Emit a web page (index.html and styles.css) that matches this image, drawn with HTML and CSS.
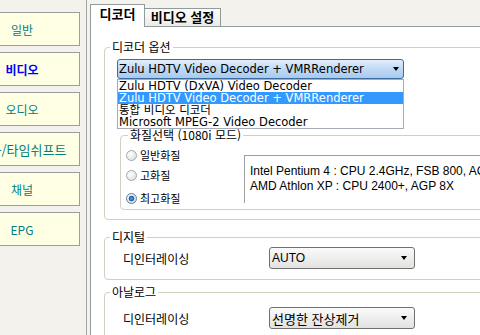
FILE: index.html
```html
<!DOCTYPE html>
<html lang="ko">
<head>
    <meta charset="UTF-8">
    <title>비디오 설정</title>
    <link rel="stylesheet" href="styles.css">
</head>
<body>

    <div class="window">
        <!-- left menu -->
        <div class="sidebar">
            <div class="nav">
                <div class="nav-item">일반</div>
                <div class="nav-item active">비디오</div>
                <div class="nav-item">오디오</div>
                <div class="nav-item wide">녹화/타임쉬프트</div>
                <div class="nav-item">채널</div>
                <div class="nav-item">EPG</div>
            </div>
        </div>

        <div class="tabctl">
            <div class="tabs">
                <div class="tab active">디코더</div>
                <div class="tab">비디오 설정</div>
            </div>

            <div class="pane">
                <fieldset class="group group-decoder">
                    <legend>디코더 옵션</legend>

                    <div class="combo-wrap">
                        <div class="combo combo-blue">
                            <span>Zulu HDTV Video Decoder + VMRRenderer</span>
                            <span class="arrow"></span>
                        </div>
                        <ul class="droplist">
                            <li>Zulu HDTV (DxVA) Video Decoder</li>
                            <li class="selected">Zulu HDTV Video Decoder + VMRRenderer</li>
                            <li>통합 비디오 디코더</li>
                            <li>Microsoft MPEG-2 Video Decoder</li>
                        </ul>
                    </div>

                    <fieldset class="group group-quality">
                        <legend>화질선택 (1080i 모드)</legend>
                        <div class="quality-body">
                            <div class="radios">
                                <div class="radio-row"><span class="radio"></span>일반화질</div>
                                <div class="radio-row"><span class="radio"></span>고화질</div>
                                <div class="radio-row"><span class="radio checked"></span>최고화질</div>
                            </div>
                            <div class="info-box">
                                Intel Pentium 4 : CPU 2.4GHz, FSB 800, AGP 4X<br>
                                AMD Athlon XP : CPU 2400+, AGP 8X
                            </div>
                        </div>
                    </fieldset>
                </fieldset>

                <fieldset class="group group-digital">
                    <legend>디지털</legend>
                    <div class="row">
                        <div class="row-label">디인터레이싱</div>
                        <div class="combo combo-gray">
                            <span class="latin">AUTO</span>
                            <span class="arrow"></span>
                        </div>
                    </div>
                </fieldset>

                <fieldset class="group group-analog">
                    <legend>아날로그</legend>
                    <div class="row">
                        <div class="row-label">디인터레이싱</div>
                        <div class="combo combo-gray">
                            <span class="ko">선명한 잔상제거</span>
                            <span class="arrow"></span>
                        </div>
                    </div>
                </fieldset>
            </div>
        </div>
    </div>

</body>
</html>
```

FILE: styles.css
```css
body {
    margin: 0;
    background: #f3f2ec;
    font-family: "DejaVu Sans", "Noto Sans CJK KR", sans-serif;
    font-size: 12px;
    color: #000;
    overflow: hidden;
}
.window {
    display: flex;
    width: 560px;
    height: 335px;
}

/* left menu */
.sidebar {
    width: 86px;
    border-right: 1px solid #a7a7a2;
    padding-top: 12px;
    overflow: hidden;
}
.nav {
    margin-left: -36px;
    width: 116px;
    display: flex;
    flex-direction: column;
    gap: 6px;
}
.nav-item {
    height: 34px;
    box-sizing: border-box;
    border: 1px solid #9d9d9d;
    background: #ffffe4;
    color: #008080;
    display: flex;
    align-items: center;
    justify-content: center;
    font-family: "Noto Sans CJK KR", sans-serif;
    font-size: 12px;
    white-space: nowrap;
}
.nav-item.wide {
    font-size: 13px;
}
.nav-item.active {
    color: #0000ff;
    font-weight: bold;
}

/* tab control */
.tabctl {
    margin-left: 3px;
    width: 450px;
    display: flex;
    flex-direction: column;
}
.tabs {
    flex-shrink: 0;
    display: flex;
    align-items: flex-end;
    height: 27px;
    margin-bottom: -1px;
}
.tab {
    box-sizing: border-box;
    border: 1px solid #919b9c;
    border-bottom: none;
    font-family: "Noto Sans CJK KR", sans-serif;
    font-weight: bold;
    font-size: 13px;
    line-height: 16px;
    text-align: center;
    white-space: nowrap;
    width: 77px;
    height: 18px;
    margin-left: -1px;
    margin-bottom: 1px;
    background: linear-gradient(#fcfcfb, #ecebe6);
}
.tab.active {
    width: 55px;
    height: 23px;
    margin-left: 0;
    margin-bottom: 0;
    padding-top: 1px;
    background: #fff;
    position: relative;
    z-index: 1;
}
.pane {
    flex: 1;
    min-height: 0;
    overflow: hidden;
    background: #fff;
    border-top: 1px solid #919b9c;
    border-left: 1px solid #919b9c;
    padding: 13px 13px 0;
}

/* group boxes */
.group {
    margin: 0;
    padding: 0;
    min-width: 0;
    border: 1px solid #d0d0bf;
    border-radius: 4px;
}
.group legend {
    padding: 0 2px;
    margin-left: 5px;
    font-family: "Noto Sans CJK KR", sans-serif;
    font-size: 12px;
    line-height: 14px;
}

/* combo boxes */
.combo {
    box-sizing: border-box;
    display: flex;
    align-items: center;
    border-radius: 3px;
    white-space: nowrap;
}
.arrow {
    margin-left: auto;
    width: 0;
    height: 0;
    border-left: 3.5px solid transparent;
    border-right: 3.5px solid transparent;
    border-top: 4px solid #000;
}
.combo-wrap {
    position: relative;
    margin: 5px 0 0 12px;
    width: 287px;
}
.combo-blue {
    height: 20px;
    padding: 0 4px 0 1px;
    border: 1px solid #3c6b9d;
    background: linear-gradient(#e2effc, #c2dbf5 45%, #a8caef);
    font-size: 11.5px;
}
.droplist {
    position: absolute;
    top: 100%;
    left: 0;
    width: 100%;
    box-sizing: border-box;
    margin: 0;
    padding: 0;
    list-style: none;
    background: #fff;
    border: 1px solid #a5acb5;
    z-index: 2;
    font-size: 11.5px;
}
.droplist li {
    height: 12px;
    line-height: 12px;
    padding-left: 1px;
    white-space: nowrap;
}
.droplist li.selected {
    background: #3399ff;
    color: #fff;
}
.combo-gray {
    width: 146px;
    height: 22px;
    padding: 0 7px 0 2px;
    border: 1px solid #707070;
    background: linear-gradient(#fafafa, #e2e2e0);
}
.latin {
    font-family: "Liberation Sans", Arial, sans-serif;
    font-size: 12px;
}
.ko {
    font-family: "Noto Sans CJK KR", sans-serif;
    font-size: 13px;
}

/* quality */
.group-quality {
    margin: 49px 0 9px 15px;
    padding-bottom: 1px;
}
.group-quality legend {
    margin-left: 7px;
}
.quality-body {
    display: flex;
}
.radios {
    width: 123px;
    box-sizing: border-box;
    padding: 3px 0 0 5px;
}
.radio-row {
    height: 20px;
    display: flex;
    align-items: center;
    gap: 3px;
    font-family: "Noto Sans CJK KR", sans-serif;
    font-size: 11px;
}
.radio-row:last-child {
    margin-top: 3px;
}
.radio {
    width: 11px;
    height: 11px;
    box-sizing: border-box;
    border-radius: 50%;
    border: 1px solid #a3a7ab;
    background: radial-gradient(circle at 35% 35%, #ffffff, #d9d9d5);
}
.radio.checked {
    border-color: #5f7f9f;
    background: radial-gradient(circle, #4aa8ec 0, #1d60a6 2.5px, transparent 3.2px),
                radial-gradient(circle at 35% 35%, #ffffff, #d2d2ce);
}
.info-box {
    flex: 1;
    margin-top: 13px;
    height: 48px;
    box-sizing: border-box;
    border-top: 1px solid #a0a0a0;
    border-left: 1px solid #a0a0a0;
    padding: 8px 0 0 5px;
    font-family: "Liberation Sans", Arial, sans-serif;
    font-size: 12px;
    line-height: 15px;
    white-space: nowrap;
}

/* deinterlace rows */
.row {
    display: flex;
    align-items: center;
    padding-left: 18px;
}
.row-label {
    width: 146px;
    font-family: "Noto Sans CJK KR", sans-serif;
    font-size: 12px;
}
.group-digital {
    margin-top: 10px;
}
.group-digital .row {
    margin: 3px 0 10px;
}
.group-analog {
    margin-top: 5px;
}
.group-analog .row {
    margin: 8px 0 10px;
}
```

Exercise brief:
Go through the material and select each line with the string "index" in it.

Solution to this exercise:
Emit a web page (index.html and styles.css) that matches this image, drawn with HTML and CSS.
FILE: index.html
    z-index: 1;
    z-index: 2;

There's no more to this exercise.